This is not necessarily a good thing for African Americans in the city.

All of the black people thinking they are equipped to run City Hall is like walking down Division Street in Austin seeing five storefront churches on one block.

Knees still sore from praying in half-empty pews and major Christian, Sunday concert productions in arenas aren’t helping the cause either.

The alderman/women of these wards are not apt to handle the poverty and blight. Some of them have been in office since I was a teenager. From the time when the Daley administration held power, many of them have been voting in favor of damaging already vulnerable people.

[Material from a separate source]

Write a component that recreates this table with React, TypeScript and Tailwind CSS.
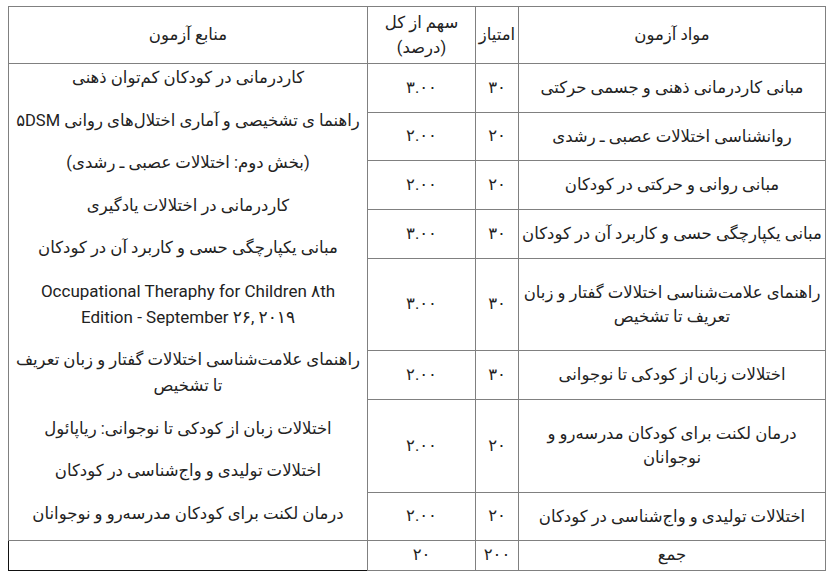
import React from "react";

const rows = [
  { title: ["مبانی کاردرمانی ذهنی و جسمی حرکتی"], score: "۳۰", pct: "۳.۰۰", h: "h-[49px]" },
  { title: ["روانشناسی اختلالات عصبی ـ رشدی"], score: "۲۰", pct: "۲.۰۰", h: "h-[48px]" },
  { title: ["مبانی روانی و حرکتی در کودکان"], score: "۲۰", pct: "۲.۰۰", h: "h-[49px]" },
  { title: ["مبانی یکپارچگی حسی و کاربرد آن در کودکان"], score: "۳۰", pct: "۳.۰۰", h: "h-[49px]" },
  { title: ["راهنمای علامت‌شناسی اختلالات گفتار و زبان", "تعریف تا تشخیص"], score: "۳۰", pct: "۳.۰۰", h: "h-[92px]" },
  { title: ["اختلالات زبان از کودکی تا نوجوانی"], score: "۳۰", pct: "۲.۰۰", h: "h-[49px]" },
  { title: ["درمان لکنت برای کودکان مدرسه‌رو و", "نوجوانان"], score: "۲۰", pct: "۲.۰۰", h: "h-[93px]" },
  { title: ["اختلالات تولیدی و واج‌شناسی در کودکان"], score: "۲۰", pct: "۲.۰۰", h: "h-[48px]" },
];

const sources: { lines: string[]; latin?: boolean }[] = [
  { lines: ["کاردرمانی در کودکان کم‌توان ذهنی"] },
  { lines: ["راهنما ی تشخیصی و آماری اختلال‌های روانی ۵DSM"] },
  { lines: ["(بخش دوم: اختلالات عصبی ـ رشدی)"] },
  { lines: ["کاردرمانی در اختلالات یادگیری"] },
  { lines: ["مبانی یکپارچگی حسی و کاربرد آن در کودکان"] },
  { lines: ["Occupational Theraphy for Children ۸th", "Edition - September ۲۶, ۲۰۱۹"], latin: true },
  { lines: ["راهنمای علامت‌شناسی اختلالات گفتار و زبان تعریف", "تا تشخیص"] },
  { lines: ["اختلالات زبان از کودکی تا نوجوانی: ریاپائول"] },
  { lines: ["اختلالات تولیدی و واج‌شناسی در کودکان"] },
  { lines: ["درمان لکنت برای کودکان مدرسه‌رو و نوجوانان"] },
];

export default function App() {
  return (
    <div
      className="w-[830px] h-[572px] bg-white pt-[6px] pl-[8px] text-[#222] text-[16.5px]"
      style={{ fontFamily: "Roboto, 'DejaVu Sans', sans-serif" }}
    >
      <table dir="rtl" className="w-[817px] border-collapse table-fixed">
        <colgroup>
          <col className="w-[307px]" />
          <col className="w-[43px]" />
          <col className="w-[108px]" />
          <col className="w-[359px]" />
        </colgroup>
        <thead>
          <tr className="h-[57px]">
            <th className="border border-[#808080] font-normal text-center align-middle">مواد آزمون</th>
            <th className="border border-[#808080] font-normal text-center align-middle px-0">امتیاز</th>
            <th className="border border-[#808080] font-normal text-center align-middle leading-[25px]">
              سهم از کل
              <br />
              (درصد)
            </th>
            <th className="border border-[#808080] font-normal text-center align-middle">منابع آزمون</th>
          </tr>
        </thead>
        <tbody>
          {rows.map((r, i) => (
            <tr key={i} className={r.h}>
              <td className="border border-[#808080] text-center align-middle leading-[24px] px-0">
                {r.title.map((t, j) => (
                  <div key={j} className="whitespace-nowrap">{t}</div>
                ))}
              </td>
              <td className="border border-[#808080] text-center align-middle">{r.score}</td>
              <td className="border border-[#808080] text-center align-middle">{r.pct}</td>
              {i === 0 && (
                <td rowSpan={8} className="border border-[#808080] text-center align-top pt-[1px] px-0">
                  <div className="flex flex-col gap-[16px]">
                    {sources.map((s, k) => (
                      <div
                        key={k}
                        className={s.latin ? "leading-[26.5px] text-[17px]" : "leading-[26.5px]"}
                      >
                        {s.lines.map((l, m) => (
                          <div key={m} className="whitespace-nowrap">{l}</div>
                        ))}
                      </div>
                    ))}
                  </div>
                </td>
              )}
            </tr>
          ))}
          <tr className="h-[30px]">
            <td className="border border-[#808080] text-center align-middle">جمع</td>
            <td className="border border-[#808080] text-center align-middle">۲۰۰</td>
            <td className="border border-[#808080] text-center align-middle">۲۰</td>
            <td className="border border-[#808080] border-l-[#111] border-b-[#111]"></td>
          </tr>
        </tbody>
      </table>
    </div>
  );
}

Austin residents watch as gentrification increases the number of Puerto Ricans and Mexicans moving in from surrounding wards. Many homeowners have not recovered from the housing bust of 2008, still waiting on relief like hurricane victims in Puerto Rico.

It has been my observation that there is not a unifying black vote in favor of something – but an overwhelming stance against the greater offense.

We remain unified in the problems of inadequate education, food deserts, affordable housing deficiencies, inmate recidivism, lack of mental health facilities and too few jobs with livable wages.

People were in uproar over the Laquan McDonald video. The ripple effect carries on during the present trial.

Emanuel closed nearly 50 schools at one point, including four in Austin.

Pension issues and city hall budget hearings filled news cycles.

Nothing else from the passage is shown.